I guess today’s deep thought from Oakleaf is meant to “teach us” that we shouldn’t be emotional with our money and that stocks eventually rebound. T
July 31st, 2009 at 12:53 pm
Sir,
With all due respect, I don’t believe that any of this matters in the long haul. We are (re)building a house of cards with Keynesian economics, fractional reserve banking, governmental control over the free market, and excessive spending.
I couldn’t care less if the markets recover or not. That’s profoundly not the point. Markets come and go. The problem is that just as the Bush/Paulson Tarp was the wrong way to save the banking system, the stimulus was the wrong way to stimulate the economy. We can always bang in a nail with a pair of pliers, but that’s not the tool for the job no matter what the plumber might think. And during the process, we’ll probably ruin the wood, destroy the pliers and bang off a finger. The wrong tool is the wrong tool, period.
The GOP is going to have to learn to speak to the American public in something other than sound bites about whether you’re better off or worse off or what the unemployment rate is or even what the markets are doing. We’re going to have to engage the public seriously, with weighty arguments for the right way to do these things without creating a shell for an economy that will only collapse under its own weight in the future. Obama’s plan is kicking the can down the road, and we must be able to articulate that message to the public.
V/r and with kindest regards,
HPS
July 31st, 2009 at 1:08 pm
spike,
Ironic, isn’t it. In order for Oak’s optimistic economic appraisal to be fulfilled, we first have to eliminate the country’s biggest impediment to growth: obomba socialism. Now that this appears to be happening (at the moment), we could indeed be on the way:
from Bob Stein of First Trust Advisors:
“There were two big stories in today’s GDP report: First, the drop in GDP has been deeper and longer than previously estimated; second, the recovery will be stronger than the consensus expects. New figures show that real GDP peaked a year ago and has declined in all four quarters since then, the deepest contraction in the post-WWII era. This helps explain why the unemployment rate moved up even faster than previously reported GDP numbers suggested it should have. Also, notice the absence of an impact from “stimulus” legislation earlier this year, as real personal consumption fell at a 1.2% annual rate in Q2 after rising slightly in Q1. Part of the reason for greater recessionary weakness was that inventory reductions were even more forceful than previously thought. As a result, as companies slow down inventory liquidation in the quarters ahead, real GDP will quickly accelerate. Boosting growth further will the continued decline in the trade deficit and a turnaround in home building, which is now a record low 2.4% of GDP, roughly half the norm. In other recent news, the Chicago PMI, a measure of manufacturing in that area, increased to 43.4 in July, the highest since September 2008. The increase in the Chicago PMI was led by a 6.4 point increase in the new orders index to 48.0. Yesterday it was reported that new claims for unemployment insurance increased 25,000 last week to 584,000. However, the four-week moving average of new claims fell to 559,000, the lowest since January and 100,000 below the peak in April. Meanwhile, continuing claims fell 54,000 to 6.197 million.”

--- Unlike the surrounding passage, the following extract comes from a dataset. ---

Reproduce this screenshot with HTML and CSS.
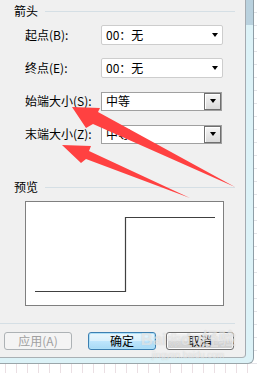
FILE: index.html
```html
<!DOCTYPE html>
<html lang="zh-CN">
<head>
<meta charset="utf-8">
<title>箭头</title>
<link rel="stylesheet" href="styles.css">
</head>
<body>
<div class="screen">
  <div class="frame">
    <div class="dialog">
      <div class="group-title"><span class="gt-text">箭头</span><i class="rule"></i></div>
      <div class="rows">
        <div class="row">
          <span class="label">起点(B):</span>
          <div class="combo modern"><span class="value">00：无</span><i class="caret"></i></div>
        </div>
        <div class="row">
          <span class="label">终点(E):</span>
          <div class="combo modern"><span class="value">00：无</span><i class="caret"></i></div>
        </div>
        <div class="row">
          <span class="label">始端大小(S):</span>
          <div class="combo classic"><span class="value">中等</span><span class="drop"><i class="caret"></i></span></div>
        </div>
        <div class="row">
          <span class="label">末端大小(Z):</span>
          <div class="combo classic"><span class="value">中等</span><span class="drop"><i class="caret"></i></span></div>
        </div>
      </div>
      <div class="group-title preview-title"><span class="gt-text">预览</span><i class="rule"></i></div>
      <div class="preview">
        <svg class="preview-line" width="197" height="103" viewBox="0 0 197 103">
          <polyline points="9,89.5 99.5,89.5 99.5,15.5 189,15.5" fill="none" stroke="#404040" stroke-width="1.2"/>
        </svg>
      </div>
      <div class="sep"></div>
      <div class="buttons">
        <span class="btn disabled">应用(A)</span>
        <span class="btn primary">确定</span>
        <span class="btn normal">取消</span>
      </div>
    </div>
  </div>
  <svg class="arrows" width="257" height="373" viewBox="0 0 257 373">
    <polygon points="72,107 100,108 98,112 235,187 93,124 86,128" fill="#ff4141"/>
    <polygon points="62,145 91,146 89,151 190,198 86,159 81,163" fill="#ff4141"/>
  </svg>
  <div class="watermark">
    <span class="wm-logo">Bai<span class="paw">❀</span>du经验</span>
    <span class="wm-url">jingyan.baidu.com</span>
  </div>
</div>
</body>
</html>
```

FILE: styles.css
```css
* { box-sizing: border-box; }

html, body {
  margin: 0;
  padding: 0;
}

body {
  width: 257px;
  height: 373px;
  overflow: hidden;
  font-family: "Noto Sans CJK SC", "Noto Sans", sans-serif;
  font-size: 12px;
  color: #000;
  background-color: #fff;
  background-image:
    repeating-linear-gradient(90deg, transparent 0 5px, #eadfe3 5px 6px, transparent 6px 11px),
    repeating-linear-gradient(180deg, transparent 0 12px, #e4e4e8 12px 13px);
}

.screen {
  position: relative;
  width: 257px;
  height: 373px;
}

.frame {
  width: 254px;
  height: 364px;
  background: linear-gradient(180deg, #b9d1de 0 25px, #dcf2f7 25px);
  border-right: 1px solid #8e9ea6;
  border-bottom: 1px solid #9aa6aa;
  border-bottom-right-radius: 6px;
}

.dialog {
  width: 246px;
  height: 358px;
  background: #f0f0f0;
  border-right: 1px solid #a4aab0;
  border-bottom: 1px solid #a9b0b4;
  border-bottom-right-radius: 4px;
  padding-top: 5px;
  display: flex;
  flex-direction: column;
}

.group-title {
  display: flex;
  align-items: center;
  height: 12px;
  line-height: 12px;
  padding-left: 14px;
  padding-right: 10px;
}

.gt-text {
  white-space: nowrap;
}

.rule {
  flex: 1;
  height: 1px;
  margin-left: 7px;
  background: #d5dfe5;
}

.rows {
  margin-top: 8px;
  display: flex;
  flex-direction: column;
  gap: 13px;
}

.row {
  display: flex;
  align-items: center;
  height: 20px;
  padding-left: 25px;
}

.label {
  width: 76px;
  white-space: nowrap;
  line-height: 12px;
}

.combo {
  position: relative;
  width: 122px;
  height: 20px;
  background: #fff;
  display: flex;
  align-items: center;
  padding-left: 4px;
}

.combo .value {
  flex: 1;
  line-height: 12px;
}

.combo.modern {
  border: 1px solid #cdcdcd;
  border-radius: 2px;
}

.combo.modern .caret {
  margin-right: 4px;
}

.caret {
  width: 0;
  height: 0;
  border-left: 3.5px solid transparent;
  border-right: 3.5px solid transparent;
  border-top: 4px solid #000;
}

.combo.classic {
  width: 121px;
  height: 19px;
  border: 1px solid #a0a0a0;
  padding-right: 0;
}

.drop {
  width: 17px;
  height: 17px;
  border: 1px solid #6f6f6f;
  box-shadow: inset 1px 1px 0 #fff;
  background: linear-gradient(180deg, #f6f6f6, #dadada);
  display: flex;
  align-items: center;
  justify-content: center;
}

.preview-title {
  margin-top: 37px;
}

.preview {
  margin-top: 8px;
  margin-left: 25px;
  width: 199px;
  height: 105px;
  background: #fff;
  border: 1px solid #7f7f7f;
}

.preview-line {
  display: block;
}

.sep {
  margin-top: 17px;
  width: 235px;
  height: 1px;
  background: #d5dfe5;
}

.buttons {
  margin-top: 8px;
  padding-left: 4px;
  display: flex;
}

.btn {
  width: 68px;
  height: 18px;
  border-radius: 3px;
  display: flex;
  align-items: center;
  justify-content: center;
  line-height: 12px;
}

.btn.disabled {
  border: 1px solid #adb2b5;
  background: #f4f4f4;
  color: #a0a0a0;
}

.btn.primary {
  margin-left: 16px;
  border: 1px solid #3c7fb1;
  box-shadow: inset 0 0 0 1px #aee0f8;
  background: linear-gradient(180deg, #e9f6fd 0, #d9f0fc 50%, #bee6fd 51%, #a7d9f5 100%);
}

.btn.normal {
  margin-left: 10px;
  border: 1px solid #707070;
  box-shadow: inset 0 0 0 1px #fcfcfc;
  background: linear-gradient(180deg, #f2f2f2 0, #ebebeb 50%, #dddddd 51%, #cfcfcf 100%);
}

.arrows {
  position: absolute;
  left: 0;
  top: 0;
  pointer-events: none;
}

.watermark {
  position: absolute;
  left: 138px;
  top: 330px;
  width: 100px;
  display: flex;
  flex-direction: column;
  align-items: center;
  color: rgba(255, 255, 255, 0.55);
  text-shadow: 0 0 1px rgba(120, 120, 120, 0.35);
  pointer-events: none;
}

.wm-logo {
  font-family: "Liberation Sans", "Noto Sans CJK SC", sans-serif;
  font-size: 17px;
  font-weight: bold;
  line-height: 20px;
  white-space: nowrap;
}

.paw {
  font-size: 14px;
}

.wm-url {
  font-family: "Liberation Sans", sans-serif;
  font-size: 9px;
  line-height: 10px;
  white-space: nowrap;
}
```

But if hell-th care socialism happens, or cap & trade taxation occurs, then look for more misery down the road.
July 31st, 2009 at 1:59 pm
nice…..
August 4th, 2009 at 7:58 pm
Naysayers may be right in the end…
“Although the stock market’s advance since March is taken as evidence that the economy is on the mend, the extent of that advance represents just over one-third of the prior bear market loss, which is somewhat standard (if not reliable or predictable) for bear market rallies.
Interestingly, the advance since March has almost exactly matched the size and duration of the rally that followed the initial market plunge in 1929, just before the stocks and the economy suffered fresh deterioration.”